Later moving to southern California, he worked in various positions with the Carlsbad Fish and Wildlife Office, then the San Diego NWRC. Always an out-of-the-box thinker, Yuen was one of the first Service Project Leaders to participate in the Wounded Warriors program, which provides work experience opportunities for wounded military service members as they transitioned from the military to the civilian workforce. Yuen worked with the local Veterans Administration hospital to bring service members onto the refuges and expose them to civilian jobs where they could use their background and training.

Yuen’s willingness to reach out and provide support to community partners in order to achieve mutual goals has led to the completion of many successful projects on the refuges and in adjacent communities. One of Yuen’s successful coordinations, completed in 2011, worked with NOAA, EPA, California Coastal Conservancy, Port of San Diego, U.S. Navy, and the Cities of Imperial Beach and Coronado and resulted in the completion of a 300-acre coastal wetland restoration project that restored 230 acres of tidal salt marsh on San Diego Bay NWR and enhanced an additional 70 acres of coastal uplands and wetlands on Port property in San Diego Bay. A similar partnership also resulted in grant funding to construct a trail that runs parallel to Bayshore Bikeway and improves public access for observing wildlife in south San Diego Bay.

By engaging refuge neighbors – agencies and organizations, the military and private landowners – Yuen helps build and maintain support for the Refuge System’s ongoing conservation mission. “I am deeply honored to be recognized by the National Wildlife Refuge Association, this award reflects the care, support and guidance that the Service family has so generously shared with me during my career. I am truly grateful for the privilege to have worked with an awe-inspiring group of friends, colleagues, and partners in conserving the wildlife of Hawaii and southern California,” said Yuen.

The Refuge Manager of the Year Award is given each year in honor of Paul Kroegel, the first manager of the first national wildlife refuge established in 1908 at Pelican Island, Florida.
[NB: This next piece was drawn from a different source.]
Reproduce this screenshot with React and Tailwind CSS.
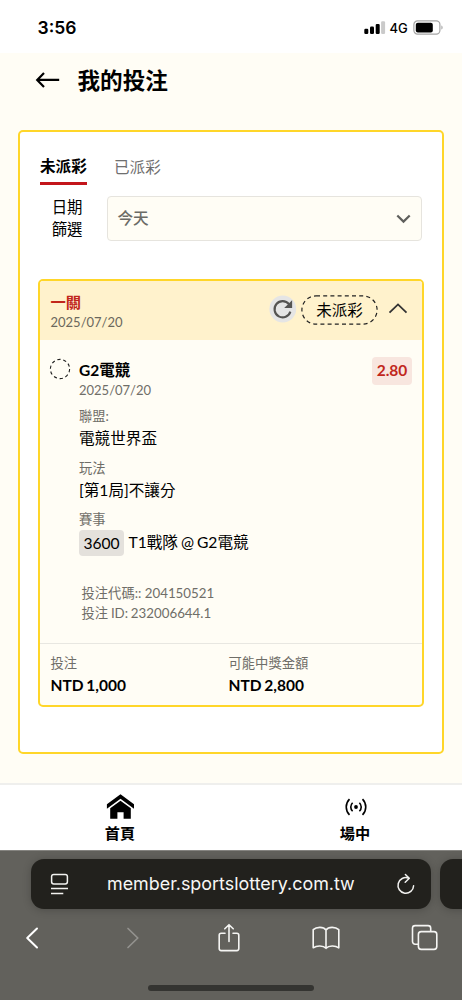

The awards are administered by the National Wildlife Refuge Association and National Fish and Wildlife Foundation in Washington, D.C.

“Andy is a true leader who provides vision and direction, and then gives his staff the space to learn, grow and ultimately do great work,” said National Wildlife Refuge Association President, David Houghton. “His track record speaks volumes about who he is as a conservation leader and a friend to wildlife,” added Houghton.

Lisa Cox is a public information and public outreach specialist at the San Diego National Wildlife Refuge Complex in Chula Vista, California.